Pull out every line with the word "that".

- - -

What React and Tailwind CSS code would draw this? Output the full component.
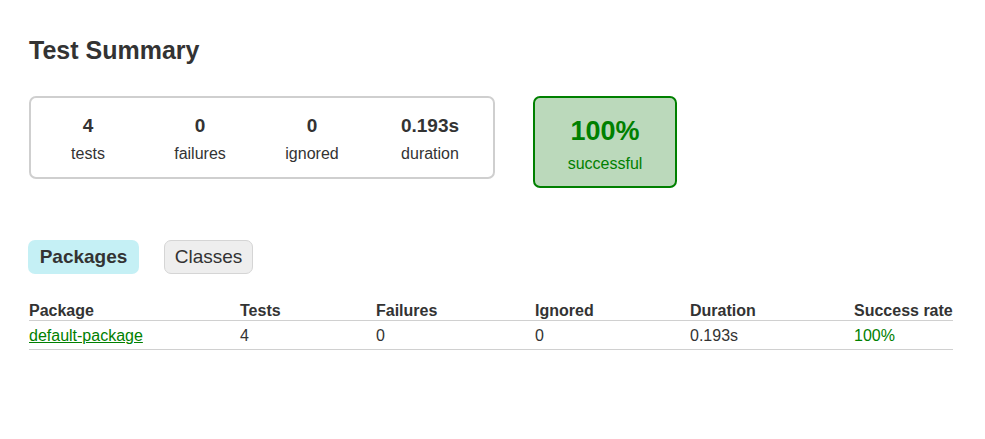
import React from 'react'

const counters = [
  { value: '4', label: 'tests', w: 'w-[110px]' },
  { value: '0', label: 'failures', w: 'w-[110px]' },
  { value: '0', label: 'ignored', w: 'w-[110px]' },
  { value: '0.193s', label: 'duration', w: 'w-[122px]' },
]

const columns = ['Package', 'Tests', 'Failures', 'Ignored', 'Duration', 'Success rate']

const App = () => {
  return (
    <div
      className="min-h-[439px] bg-white text-[#333] px-[29px] pt-[35px]"
      style={{ fontFamily: '"Liberation Sans", Arial, sans-serif' }}
    >
      <h1 className="text-[25px] leading-[30px] font-bold">Test Summary</h1>

      {/* summary */}
      <div className="flex items-start gap-[38px] mt-[31px]">
        <div className="flex gap-[2px] p-[2px] border-2 border-[#cfcfcf] rounded-[7px]">
          {counters.map(c => (
            <div key={c.label} className={`${c.w} pt-[15px] pb-[11px] text-center`}>
              <div className="text-[19px] leading-[22px] font-bold">{c.value}</div>
              <div className="text-[16px] leading-[20px] mt-[7px]">{c.label}</div>
            </div>
          ))}
        </div>
        <div className="w-[144px] h-[92px] border-2 border-[#008000] bg-[#bbd9bb] rounded-[7px] text-[#008000] text-center pt-[17px]">
          <div className="text-[27px] leading-[32px] font-bold">100%</div>
          <div className="text-[16px] leading-[20px] mt-[7px]">successful</div>
        </div>
      </div>

      {/* tabs */}
      <div className="flex items-center gap-[25px] mt-[52px] -ml-px">
        <div className="w-[111px] h-[34px] flex items-center justify-center rounded-[7px] bg-[#c5f0f5] text-[19px] font-bold">
          Packages
        </div>
        <div className="w-[89px] h-[34px] flex items-center justify-center rounded-[7px] bg-[#eeeeee] border border-[#d5d5d5] text-[19px]">
          Classes
        </div>
      </div>

      {/* table */}
      <div className="w-[924px] mt-[26px] text-[16px]">
        <div className="grid grid-cols-[211px_136px_159px_155px_164px_99px] border-b border-[#d0d0d0] font-bold leading-[19px] pt-[1px]">
          {columns.map(col => (
            <div key={col}>{col}</div>
          ))}
        </div>
        <div className="grid grid-cols-[211px_136px_159px_155px_164px_99px] border-b border-[#d0d0d0] leading-[20px] pt-[5px] pb-[3px]">
          <div>
            <a href="#" className="text-[#008000] underline">default-package</a>
          </div>
          <div>4</div>
          <div>0</div>
          <div>0</div>
          <div>0.193s</div>
          <div className="text-[#008000]">100%</div>
        </div>
      </div>
    </div>
  )
}

export default App
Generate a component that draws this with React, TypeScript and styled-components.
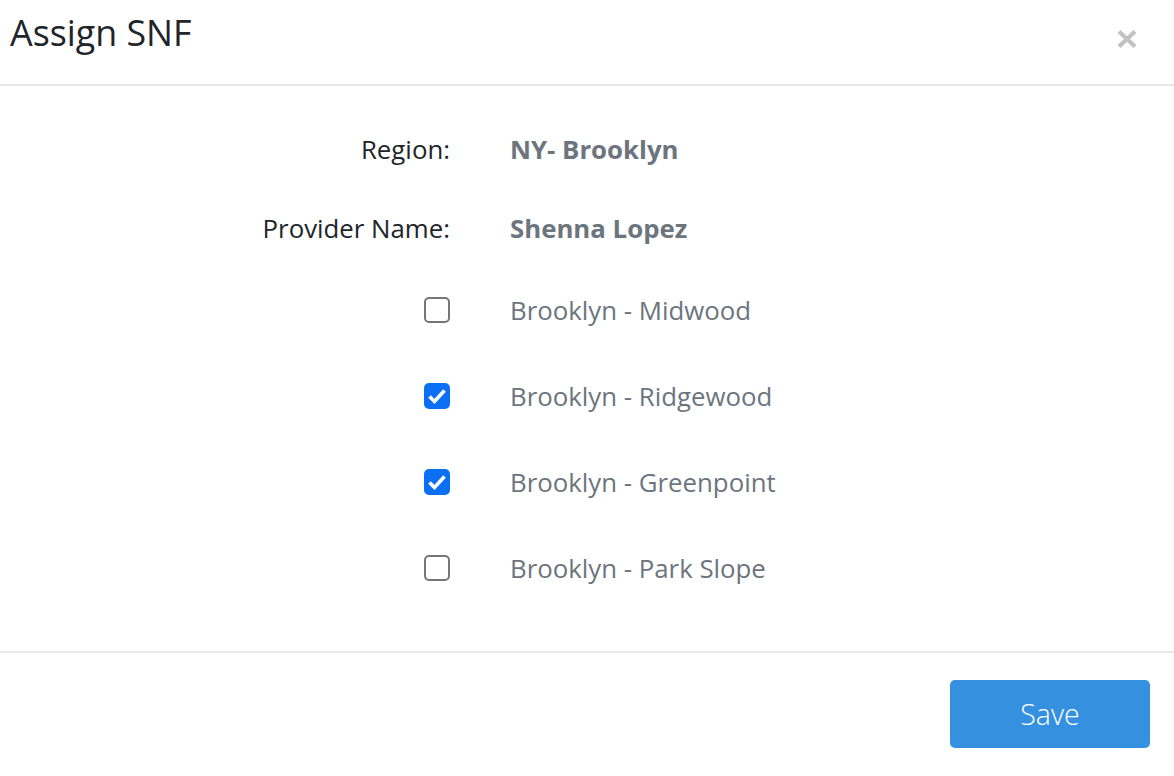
import styled, { createGlobalStyle } from "styled-components";

const GlobalStyle = createGlobalStyle`
  html, body {
    margin: 0;
    padding: 0;
    background: #fff;
  }
  body {
    font-family: "Open Sans", "Liberation Sans", sans-serif;
    color: #212529;
  }
`;

const Modal = styled.div`
  width: 1174px;
  height: 776px;
  background: #fff;
  display: flex;
  flex-direction: column;
`;

const Header = styled.div`
  height: 86px;
  box-sizing: border-box;
  display: flex;
  justify-content: space-between;
  align-items: flex-start;
  padding: 10px 37px 0 10px;
  border-bottom: 2px solid #e6e8eb;
  flex-shrink: 0;
`;

const Title = styled.h1`
  margin: 0;
  font-size: 35.8px;
  font-weight: 400;
  line-height: 44px;
  color: #212529;
`;

const CloseButton = styled.button`
  border: 0;
  background: none;
  padding: 0;
  margin-top: 20px;
  width: 20px;
  height: 18px;
  cursor: pointer;
  display: flex;
`;

const Body = styled.div`
  display: grid;
  grid-template-columns: 450px 1fr;
  column-gap: 60px;
  padding: 23px 0 40px;
  border-bottom: 2px solid #e6e8eb;
`;

const Row = styled.div<{ $height: number }>`
  display: contents;
  & > * {
    height: ${(p) => p.$height}px;
  }
`;

const Label = styled.div`
  display: flex;
  align-items: center;
  justify-content: flex-end;
  font-size: 25.8px;
  color: #212529;
`;

const Value = styled.div<{ $bold?: boolean }>`
  display: flex;
  align-items: center;
  font-size: 25.8px;
  font-weight: ${(p) => (p.$bold ? 700 : 400)};
  color: #6c757d;
`;

const Check = styled.span<{ $checked?: boolean }>`
  width: 26px;
  height: 26px;
  box-sizing: border-box;
  border-radius: 5px;
  display: flex;
  align-items: center;
  justify-content: center;
  background: ${(p) => (p.$checked ? "#0b6ff4" : "#fff")};
  border: ${(p) => (p.$checked ? "none" : "2px solid #767676")};
`;

const Footer = styled.div`
  display: flex;
  justify-content: flex-end;
  padding: 27px 24px 0;
`;

const SaveButton = styled.button`
  width: 200px;
  height: 68px;
  border: 0;
  border-radius: 5px;
  background: #3590e0;
  color: #fff;
  font-family: "Open Sans", "Liberation Sans", sans-serif;
  font-size: 28.5px;
  font-weight: 300;
  cursor: pointer;
`;

const options = [
  { name: "Brooklyn - Midwood", checked: false },
  { name: "Brooklyn - Ridgewood", checked: true },
  { name: "Brooklyn - Greenpoint", checked: true },
  { name: "Brooklyn - Park Slope", checked: false },
];

function CheckBox({ checked }: { checked: boolean }) {
  return (
    <Check $checked={checked}>
      {checked && (
        <svg width="26" height="26" viewBox="0 0 26 26">
          <path
            d="M5.5 13.5 L10.5 18.5 L20.5 7.5"
            fill="none"
            stroke="#fff"
            strokeWidth="3.6"
          />
        </svg>
      )}
    </Check>
  );
}

export default function App() {
  return (
    <>
      <GlobalStyle />
      <Modal>
        <Header>
          <Title>Assign SNF</Title>
          <CloseButton aria-label="Close">
            <svg width="20" height="18" viewBox="0 0 20 18">
              <path
                d="M2 1.5 L18 16.5 M18 1.5 L2 16.5"
                stroke="#c2c2c2"
                strokeWidth="4.2"
              />
            </svg>
          </CloseButton>
        </Header>
        <Body>
          <Row $height={79}>
            <Label>Region:</Label>
            <Value $bold>NY- Brooklyn</Value>
          </Row>
          <Row $height={79}>
            <Label>Provider Name:</Label>
            <Value $bold>Shenna Lopez</Value>
          </Row>
          {options.map((o) => (
            <Row $height={86} key={o.name}>
              <Label>
                <CheckBox checked={o.checked} />
              </Label>
              <Value>{o.name}</Value>
            </Row>
          ))}
        </Body>
        <Footer>
          <SaveButton>Save</SaveButton>
        </Footer>
      </Modal>
    </>
  );
}
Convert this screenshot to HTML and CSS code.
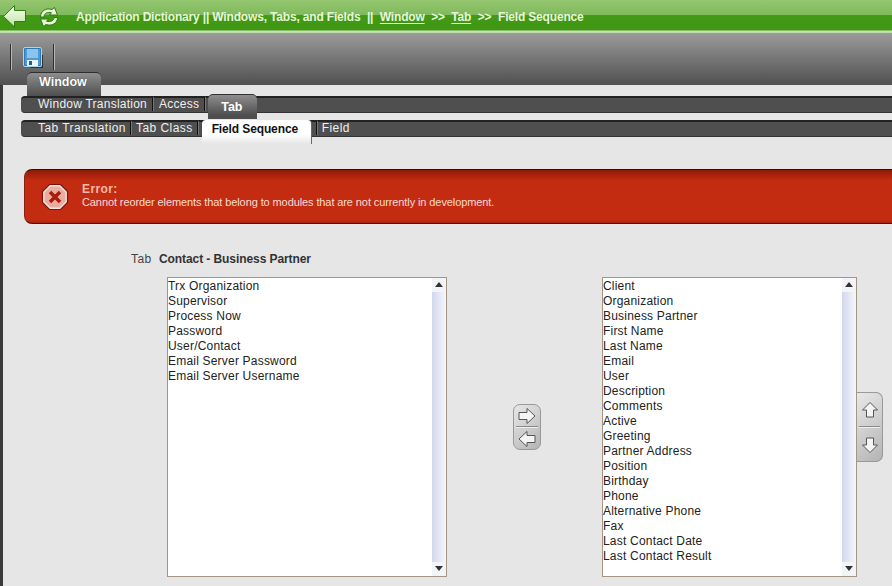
FILE: index.html
```html
<!DOCTYPE html>
<html lang="en">
<head>
<meta charset="utf-8">
<title>Field Sequence</title>
<link rel="stylesheet" href="styles.css">
</head>
<body>
<div class="page">
  <header class="topbar">
    <svg class="back" width="24" height="24" viewBox="0 0 24 24"><defs><linearGradient id="bk" x1="0" y1="0" x2="0" y2="1"><stop offset="0" stop-color="#fafff2"/><stop offset="1" stop-color="#bfe0a2"/></linearGradient></defs><path d="M1.500 12.500 L12.500 1.500 V6.500 H23.500 V17.500 H12.500 V23 Z" fill="url(#bk)" stroke="#2f7f10" stroke-width="1" stroke-linejoin="round"/></svg>
    <svg class="refresh" width="20" height="20" viewBox="0 0 20 20"><path d="M1.500 10 C1.500 4 7 0.500 13 2.500 L15.500 0.500 L18.500 8 L10.500 8 L12.500 5.800 C8.500 4.500 5 6.500 5 10 Z" fill="#eaf7da" stroke="#2f7a12" stroke-width="1" stroke-linejoin="round"/><path d="M18.500 10.500 C18.500 16 13 19.500 7 17.500 L4.500 19.500 L1.500 12 L9.500 12 L7.500 14.200 C11.500 15.500 15 13.500 15 10.500 Z" fill="#eaf7da" stroke="#2f7a12" stroke-width="1" stroke-linejoin="round"/></svg>
    <div class="crumbs">Application Dictionary || Windows, Tabs, and Fields<span class="gap">||</span><a class="link">Window</a><span class="gap">&gt;&gt;</span><a class="link">Tab</a><span class="gap">&gt;&gt;</span>Field Sequence</div>
  </header>
  <div class="toolbar">
    <span class="tool-sep"></span>
    <svg class="save" width="22" height="22" viewBox="0 0 22 22"><path d="M20 8 V21 H6 L8 20 H19 V8Z" fill="#333"/><rect x="0.500" y="0.500" width="18" height="19" rx="1.500" fill="#2e78b4" stroke="#a9d6f2"/><rect x="2" y="2" width="15" height="16" fill="#4c9bd6"/><rect x="4" y="2" width="11" height="9" fill="#8cc4ec"/><rect x="4" y="13" width="11" height="6" fill="#eaf4fb"/><rect x="6" y="14" width="3" height="4" fill="#1d5f94"/></svg>
    <span class="tool-sep"></span>
  </div>
  <main class="main">
    <div class="tab-top"><div class="tab-primary">Window</div></div>
    <nav class="tab-bar first">
      <span class="tab-item">Window Translation</span><span class="tab-sep"></span>
      <span class="tab-item">Access</span><span class="tab-sep"></span>
      <div class="tab-secondary">Tab</div>
    </nav>
    <nav class="tab-bar second">
      <span class="tab-item">Tab Translation</span><span class="tab-sep"></span>
      <span class="tab-item">Tab Class</span><span class="tab-sep"></span>
      <div class="tab-current">Field Sequence</div><span class="tab-sep"></span>
      <span class="tab-item">Field</span>
    </nav>
    <section class="error">
      <svg class="error-icon" width="28" height="28" viewBox="0 0 28 28"><path d="M8.500 1.500 H19.500 L26.500 8.500 V19.500 L19.500 26.500 H8.500 L1.500 19.500 V8.500 Z" fill="#f8e4de" stroke="#7a1408" stroke-width="1.200"/><path d="M9.500 3.500 H18.500 L24.500 9.500 V18.500 L18.500 24.500 H9.500 L3.500 18.500 V9.500 Z" fill="#e8ada0"/><path d="M9 9 L19 19 M19 9 L9 19" stroke="#a81c0c" stroke-width="3.500"/></svg>
      <div class="error-text">
        <div class="error-title">Error:</div>
        <div class="error-msg">Cannot reorder elements that belong to modules that are not currently in development.</div>
      </div>
    </section>
    <div class="field-line"><span class="field-label">Tab</span><span class="field-value">Contact - Business Partner</span></div>
    <div class="transfer">
      <div class="listbox left-list">
        <div class="items">
          <div>Trx Organization</div><div>Supervisor</div><div>Process Now</div><div>Password</div><div>User/Contact</div><div>Email Server Password</div><div>Email Server Username</div>
        </div>
        <div class="scroll"><span class="arrow up"></span><span class="track"></span><span class="arrow down"></span></div>
      </div>
      <div class="btn-group move">
        <button class="btn"><svg width="20" height="18" viewBox="0 0 20 18"><path d="M2 5.500 H10 V1.500 L18 9 L10 16.500 V12.500 H2 Z" fill="#f4f4f4" stroke="#555"/></svg></button>
        <span class="btn-div"></span>
        <button class="btn"><svg width="20" height="18" viewBox="0 0 20 18"><path d="M18 5.500 H10 V1.500 L2 9 L10 16.500 V12.500 H18 Z" fill="#f4f4f4" stroke="#555"/></svg></button>
      </div>
      <div class="listbox right-list">
        <div class="items">
          <div>Client</div><div>Organization</div><div>Business Partner</div><div>First Name</div><div>Last Name</div><div>Email</div><div>User</div><div>Description</div><div>Comments</div><div>Active</div><div>Greeting</div><div>Partner Address</div><div>Position</div><div>Birthday</div><div>Phone</div><div>Alternative Phone</div><div>Fax</div><div>Last Contact Date</div><div>Last Contact Result</div>
        </div>
        <div class="scroll"><span class="arrow up"></span><span class="track"></span><span class="arrow down"></span></div>
      </div>
      <div class="btn-group order">
        <button class="btn"><svg width="18" height="18" viewBox="0 0 18 18"><path d="M5.500 16 V9 H1.500 L9 1.500 L16.500 9 H12.500 V16 Z" fill="#f4f4f4" stroke="#555"/></svg></button>
        <span class="btn-div"></span>
        <button class="btn"><svg width="18" height="18" viewBox="0 0 18 18"><path d="M5.500 2 V9 H1.500 L9 16.500 L16.500 9 H12.500 V2 Z" fill="#f4f4f4" stroke="#555"/></svg></button>
      </div>
    </div>
  </main>
</div>
</body>
</html>
```
FILE: styles.css
```css
* { box-sizing: border-box; }
html, body { margin: 0; padding: 0; }
body { font-family: "Liberation Sans", Arial, sans-serif; font-size: 12px; background: #e6e6e6; }
.page { width: 892px; height: 586px; overflow: hidden; position: relative; }

.topbar {
  height: 33px; display: flex; align-items: center;
  background: linear-gradient(#94c66f 0, #7fba5c 15px, #429a16 15px, #3f9612 30px, #cfe6bd 31px, #b8d6a5 33px);
}
.back { margin: -2px 0 0 2px; flex: none; }
.refresh { margin: 0 0 0 13px; flex: none; }
.crumbs { margin: 1px 0 0 17px; font-weight: bold; color: #e9f5dd; letter-spacing: -0.17px; white-space: nowrap; }
.link { text-decoration: underline; text-underline-offset: 2px; }
.gap { margin: 0 6.5px; }

.toolbar {
  height: 52px; display: flex; align-items: center; padding: 0 0 4px 10px;
  background: linear-gradient(#9b9b9b, #505050);
}
.tool-sep { width: 2px; height: 26px; background: linear-gradient(#2f2f2f, #2f2f2f) left/1px 100% no-repeat, #b5b5b5; }
.save { margin: 2px 8px 0 11px; flex: none; }

.main { border-left: 3px solid #3a3a3a; height: 501px; padding-left: 18px; }
.tab-top { height: 11px; position: relative; }
.tab-primary {
  position: absolute; left: 6px; top: -13px; width: 74px; height: 27px; padding: 2px 0 0 12px;
  border-radius: 5px 5px 0 0; border-top: 1px solid #2e2e2e;
  background: linear-gradient(#8e8e8e, #4e4e4e 90%);
  color: #fff; font-weight: bold; font-size: 12.5px; text-shadow: 0 0 1px #333;
}
.tab-bar {
  display: flex; align-items: center; height: 17px; padding-bottom: 2px; color: #eee; letter-spacing: 0.24px;
  border-radius: 4px 0 0 4px; border-top: 2px solid #222; border-bottom: 1px solid #333;
  background: #4f4f4f; padding-left: 17px; width: 871px; position: relative;
}
.tab-bar.second { margin-top: 7px; letter-spacing: 0.44px; }
.tab-sep { flex: none; width: 1px; height: 14px; background: #111; box-shadow: 1px 0 0 #777; margin: 0 6px 0 5px; }
.second .tab-sep { margin: 0 5px 0 4px; }
.tab-item { white-space: nowrap; }
.tab-secondary {
  position: relative; margin: -4px 0 -6px -3px; width: 49px; height: 25px; padding: 5px 0 0 13px;
  align-self: flex-start; flex: none; border-radius: 5px 5px 0 0; border-top: 1px solid #333;
  background: linear-gradient(#8e8e8e, #4e4e4e 85%);
  color: #fff; font-weight: bold; font-size: 12.5px; letter-spacing: 0;
}
.tab-current {
  position: relative; z-index: 1; margin: -2px 0 -8px -1px; width: 110px; height: 24px; padding: 2px 0 0 10px;
  align-self: flex-start; flex: none; border-radius: 4px 4px 0 0; letter-spacing: -0.12px;
  background: linear-gradient(#fff 60%, #e6e6e6); color: #111; font-weight: bold;
  border-right: 1px solid #666;
}

.error {
  margin: 32px 0 0 3px; height: 55px; width: 868px; display: flex; align-items: center;
  border-radius: 8px 0 0 8px; border-top: 1px solid #3a0a02; border-bottom: 1px solid #4e1006; border-left: 1px solid #8b2210;
  background: linear-gradient(#8e1c08 0, #c42c12 11px, #c42c12 50px, #a82410);
}
.error-icon { flex: none; margin: 0 0 0 16px; }
.error-text { margin: 0 0 4px 13px; }
.error-title { color: #f6b9a8; font-weight: bold; font-size: 12px; letter-spacing: 0.4px; line-height: 14px; }
.error-msg { color: #f8dcd2; font-size: 11px; line-height: 12px; letter-spacing: -0.1px; white-space: nowrap; }

.field-line { display: flex; margin: 28px 0 0 110px; height: 14px; line-height: 14px; }
.field-label { color: #444; width: 28px; letter-spacing: 0.4px; }
.field-value { color: #333; font-weight: bold; letter-spacing: -0.08px; }

.transfer { display: flex; align-items: flex-start; margin: 11px 0 0 146px; }
.listbox {
  display: flex; height: 300px; background: #fff; border: 1px solid #a39686; flex: none;
}
.left-list { width: 280px; }
.right-list { width: 255px; margin-left: 61px; }
.items { flex: 1; padding-top: 1px; color: #222; line-height: 15px; letter-spacing: 0.2px; white-space: nowrap; }
.scroll { width: 14px; display: flex; flex-direction: column; }
.track { flex: 1; background: linear-gradient(90deg, #d2d7ec, #f6f7fc); }
.arrow { height: 14px; background: #f3f4f8; position: relative; }
.arrow::after {
  content: ""; position: absolute; left: 3px; top: 4px;
  border-left: 4px solid transparent; border-right: 4px solid transparent;
}
.arrow.up::after { border-bottom: 5px solid #333; }
.arrow.down::after { border-top: 5px solid #333; }

.btn-group {
  display: flex; flex-direction: column; flex: none;
  border: 1px solid #999; background: linear-gradient(135deg, #e8e8e8, #b4b4b4);
}
.btn {
  display: flex; flex: 1; align-items: center; justify-content: center;
  width: 100%; padding: 0; border: 0; background: transparent;
}
.btn-div { height: 2px; margin: 0 2px; flex: none; background: linear-gradient(#8a8a8a 50%, #eee 50%); }
.move { width: 28px; height: 46px; margin: 127px 0 0 66px; border-radius: 7px; }
.order { width: 26px; height: 70px; margin-top: 115px; border-left: 0; border-radius: 0 7px 7px 0; }
```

- - -

## Solution below
Generate a component that draws this with React, TypeScript and styled-components.
        <div class="error-msg">Cannot reorder elements that belong to modules that are not currently in development.</div>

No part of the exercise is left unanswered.